In the chapter “Monkey Tails” Danticat portrays Haiti in the midst of a revolution. The revolution is brutal and harsh, and where once the former torturers who had the upper hand are now sought and painfully killed. The tale is set in the year 1986 and the turmoil of the time sends many fleeing the country. The Story follows the sights of one small boy as he recounts and witnesses the bloody revolution and while also telling of his struggles living with a single mother during the times. In the chapter “The Funeral Singer” the reader gets to know a woman whose father was first tortured by having all his teeth removed and later disappeared. While learning English in the states, she dreams of going and fighting in a revolution. These two stories show two sides of the revolution; the ideal and the brutal reality. They fit together as stories perfectly.

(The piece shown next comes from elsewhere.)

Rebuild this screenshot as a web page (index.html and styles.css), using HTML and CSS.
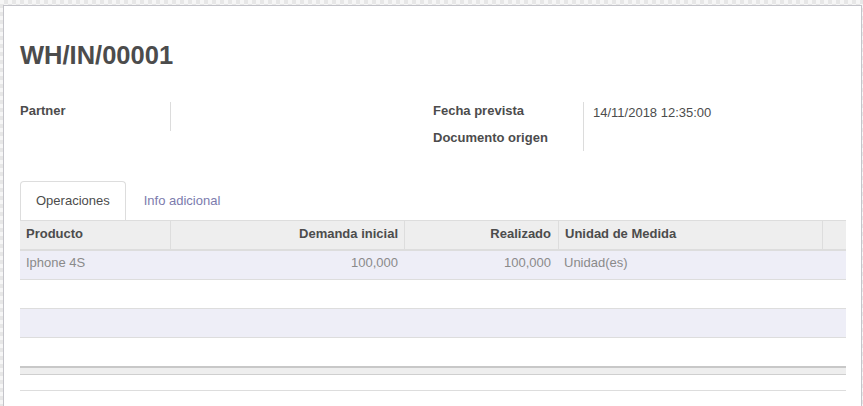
FILE: index.html
```html
<!DOCTYPE html>
<html lang="es">
<head>
<meta charset="utf-8">
<title>WH/IN/00001</title>
<link rel="stylesheet" href="styles.css">
</head>
<body>
<div class="sheet">
  <h1 class="title">WH/IN/00001</h1>

  <div class="groups">
    <div class="group">
      <div class="grow grow-partner">
        <div class="glabel">Partner</div>
        <div class="gvalue"></div>
      </div>
    </div>
    <div class="group">
      <div class="grow grow-date">
        <div class="glabel">Fecha prevista</div>
        <div class="gvalue date">14/11/2018 12:35:00</div>
      </div>
      <div class="grow grow-origin">
        <div class="glabel">Documento origen</div>
        <div class="gvalue"></div>
      </div>
    </div>
  </div>

  <div class="tabs">
    <div class="tab active">Operaciones</div>
    <div class="tab">Info adicional</div>
  </div>

  <div class="list">
    <div class="lrow lhead">
      <div class="cell">Producto</div>
      <div class="cell num sep">Demanda inicial</div>
      <div class="cell num sep">Realizado</div>
      <div class="cell sep">Unidad de Medida</div>
      <div class="cell sep"></div>
    </div>
    <div class="lrow ldata odd">
      <div class="cell">Iphone 4S</div>
      <div class="cell num">100,000</div>
      <div class="cell num">100,000</div>
      <div class="cell">Unidad(es)</div>
      <div class="cell"></div>
    </div>
    <div class="lrow ldata"></div>
    <div class="lrow ldata odd"></div>
    <div class="lrow ldata last"></div>
    <div class="lfoot"></div>
  </div>
  <div class="after"></div>
</div>
</body>
</html>
```
FILE: styles.css
```css
* { box-sizing: border-box; }

html, body {
  margin: 0;
  height: 406px;
  overflow: hidden;
}

body {
  background-color: #f2f2f2;
  background-image: repeating-conic-gradient(#e7e7e7 0 25%, #f6f6f6 0 50%);
  background-size: 8px 8px;
  font-family: "Liberation Sans", Arial, sans-serif;
  font-size: 13px;
  color: #4c4c4c;
}

.sheet {
  margin: 5px 1px 0 3px;
  background: #fff;
  border: 1px solid #c4c4ca;
  border-bottom: none;
  padding: 35px 15px 0 16px;
  height: 420px;
}

.title {
  margin: 0;
  font-size: 25.5px;
  line-height: 29px;
  font-weight: bold;
  color: #4c4c4c;
}

.groups {
  display: flex;
  margin-top: 32px;
}

.group {
  width: 413px;
}

.grow {
  display: flex;
}

.grow-partner { height: 29px; }
.grow-date { height: 27px; }
.grow-origin { height: 22px; }

.glabel {
  width: 151px;
  border-right: 1px solid #dcdcdc;
  font-weight: bold;
  line-height: 15px;
  padding-top: 1px;
}

.grow-partner .glabel { padding-top: 1px; }

.gvalue {
  flex: 1;
  padding-left: 9px;
  line-height: 15px;
}

.gvalue.date { padding-top: 3px; }

.tabs {
  display: flex;
  margin-top: 30px;
  height: 39px;
}

.tab {
  padding: 9px 15px 9px;
  line-height: 20px;
  margin-right: 2px;
  color: #7c7bad;
  border: 1px solid transparent;
  border-bottom: none;
  border-radius: 4px 4px 0 0;
}

.tab.active {
  color: #4c4c4c;
  border-color: #dddddd;
  background: #fff;
}

.lrow {
  display: grid;
  grid-template-columns: 150px 234px 154px 264px 24px;
}

.cell {
  line-height: 20px;
  padding: 2px 6px 6px;
  white-space: nowrap;
  overflow: hidden;
}

.num { text-align: right; }

.lhead {
  background: #eeeeee;
  border-top: 1px solid #dddddd;
  border-bottom: 2px solid #dddddd;
}

.lhead .cell {
  font-weight: bold;
  padding: 3px 6px 5px;
  height: 28px;
}

.lhead .cell.sep { border-left: 1px solid #dddddd; }
.lhead .cell.num { padding-right: 6px; }
.lhead .cell:nth-child(3) { padding-right: 7px; }

.ldata {
  height: 29px;
  border-bottom: 1px solid #dddddd;
  color: #8a8a8a;
}

.ldata .cell:nth-child(3) { padding-right: 7px; }

.ldata.odd { background: #eeeef7; }

.ldata.last {
  height: 28px;
  border-bottom: none;
}

.lfoot {
  height: 9px;
  background: #eeeeee;
  border-top: 2px solid #c8c8c8;
  border-bottom: 1px solid #cfcfcf;
}

.after {
  height: 16px;
  border-bottom: 1px solid #dddddd;
}
```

The final chapter, which shares the book’s title, is told mainly from Ka´s father’s point of view, where we see him as the brutal guard who ends up meeting Anne and falling in love. It is in this final chapter we see that Anne´s actions and views were much romanticized in previous chapters. This prison guard, who later becomes Ka´s father, is ruthless and unreflective. It is in this chapter where the reader is confronted with the fact that while portrayed sympathetically in the first story, it has become clear from all the other chapters that Ka´s father wasn´t a likeable person in anyway. What the man has done will always linger in many people’s lives, and there is no happy ending for his situation. The love story of Ka´s parents is also deconstructed when the reader learns who exactly gave Ka´s father his scar. The novel ends with a sense of enduring melancholia, a brokenness that is unspeakable. “The Dew Breaker” is a meander through space and time, through sentence and story, and one which remains at the last, gritty and truthful.
* Other writers who have done similar works are the Nobel Prize winning Alice Munro (who did this in “The Beggar maid” where all stories are focused on a woman named Rose) and the successful debut writer Ayana Mathis (whose novel “The Twelve tribes of Hattie” were told from different perspective in one family).